Impala Configuration Changes

The upgrade process to CDP Private Cloud Base changes the default values of some Impala configuration properties and adds new properties.

Impala Configuration Property Values

The following list describes Impala configuration property value changes or additions that occur after upgrading from CDH or HDP to CDP. These changes in properties ensure that CDP Hive and Impala interoperate to the best of their abilities. The CDP default might have changed in a way that impacts your work.

default_file_format
Before upgrade: text

After upgrade: parquet

In CDP the default Impala table file format changed from text to parquet. If the file format is not parquet, add stored as clause in the create table statements explicitly or change the query option default_file_format to text to revert to the behavior as CDH.
default_transactional_type
Before upgrade: N/A

After upgrade: insert_only

In CDP the default table type for managed tables is insert_only. If you must revert to the behavior as CDH, set default_transactional_type to none.

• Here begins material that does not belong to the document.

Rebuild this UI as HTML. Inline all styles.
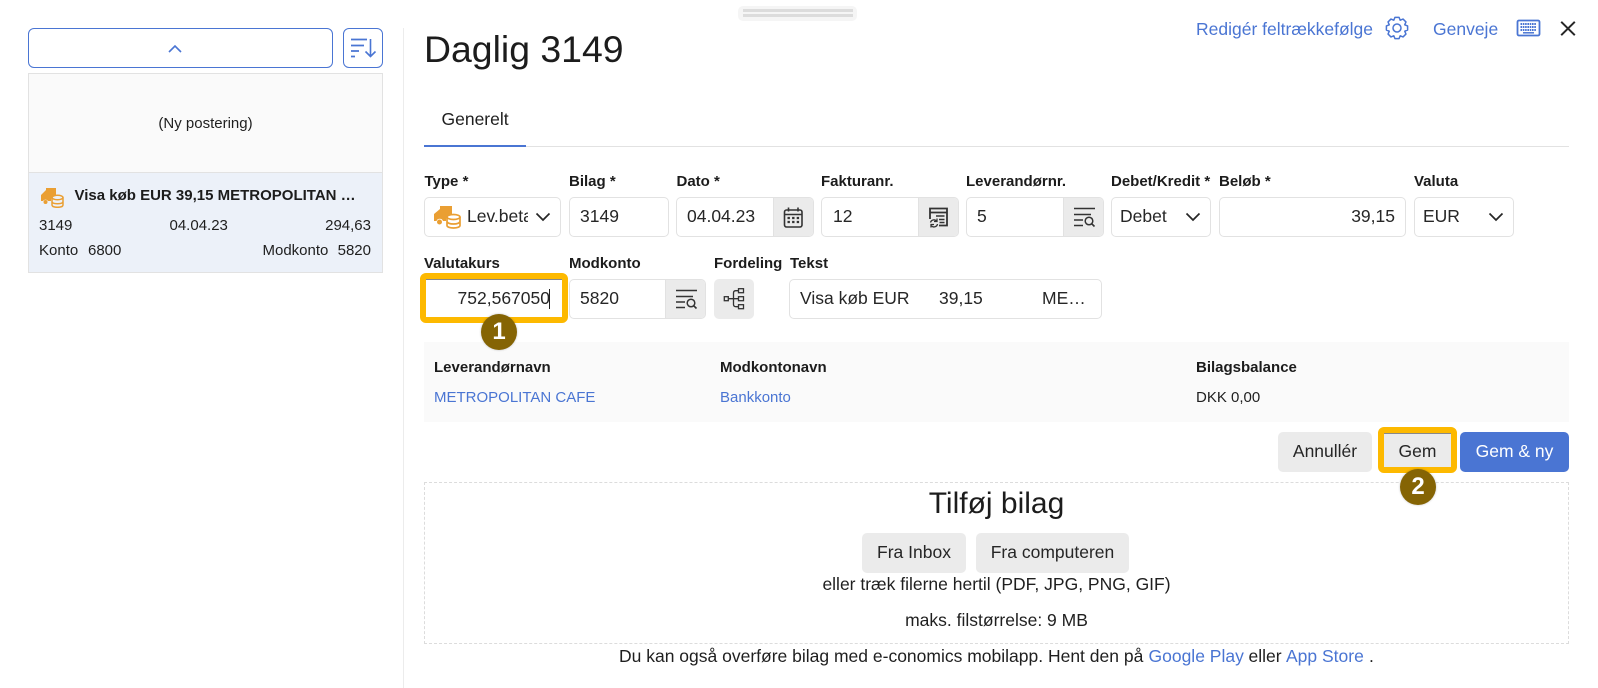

These transactional tables cannot be currently altered in Impala using an alter statement. Similarly, Impala does not support compaction on transaction tables currently. You must use Hive to compact the tables as needed. Other operations like select, insert, insert overwrite, truncate are supported. For latest information, see SQL transactions in Impala.
hms_event_polling_interval_s
Before upgrade: 0

After upgrade: 2

When raw data is inserted ingested into Tables, new HMS metadata and filesystem metadata are generated. In CDH, in order to pick up this new information, you must manually issue an Invalidate or Refresh command. However in CDP, hms_event_polling_interval_s property is set to 2 seconds by default. This option automatically refreshes the tables as changes are detected in HMS. If only specific tables that are not supported by event polling need to be refreshed issue a table level Invalidate or Refresh command.
disconnected_session_timeout
Before upgrade: N/A

After upgrade: 900

In CDP Impala supports the ability to disconnect a connection to Impala while keeping the session running. Impala clients/drivers may support re-connecting to the same session even when the network connection is interrupted. By default disconnected sessions are not terminated until 15 minutes if you want to reconnect. You can adjust the disconnected_session_timeout flag to a lower value so that disconnected sessions are cleaned up more quickly.
enable_orc_scanner
Before upgrade: True (preview)

After upgrade: True

While using Impala to query ORC tables, set the command line argument enable_orc_scanner = true to re-enable ORC table support.
enable_insert_events
Before upgrade: N/A

After upgrade: True

If Impala inserts into a table it refreshes the underlying table/partition. When this configuration enable_insert_eventsis set to True Impala will generate INSERT event types which when received by other Impala clusters will automatically refresh the tables or partitions. Event processing must be ON, for this property to work.
disable_hdfs_num_rows_estimate
Before upgrade: N/A

After upgrade: False

In CDP Impala, if there are no statistics available on a table, Impala will try to estimate the cardinality by estimating the size of table based on the number of rows in the table. This behavior is turned ON by default to use when stats are not present. However you can set the query option disable_hdfs_num_rows_estimate = true to disable this optimization.
use_local_catalog
Before upgrade: False

After upgrade: True

In CDP, the on-demand use_local_catalog mode is set to True by default on all the Impala coordinators so that the Impala coordinators pull metadata as needed from catalogd and cache it locally. This reduces memory footprint on coordinators and automate the cache eviction.
catalog_topic_mode
Before upgrade: full

After upgrade: minimal

In CDP, the catalog_topic_mode is set to minimal by default to enable on demand metadata for all coordinators.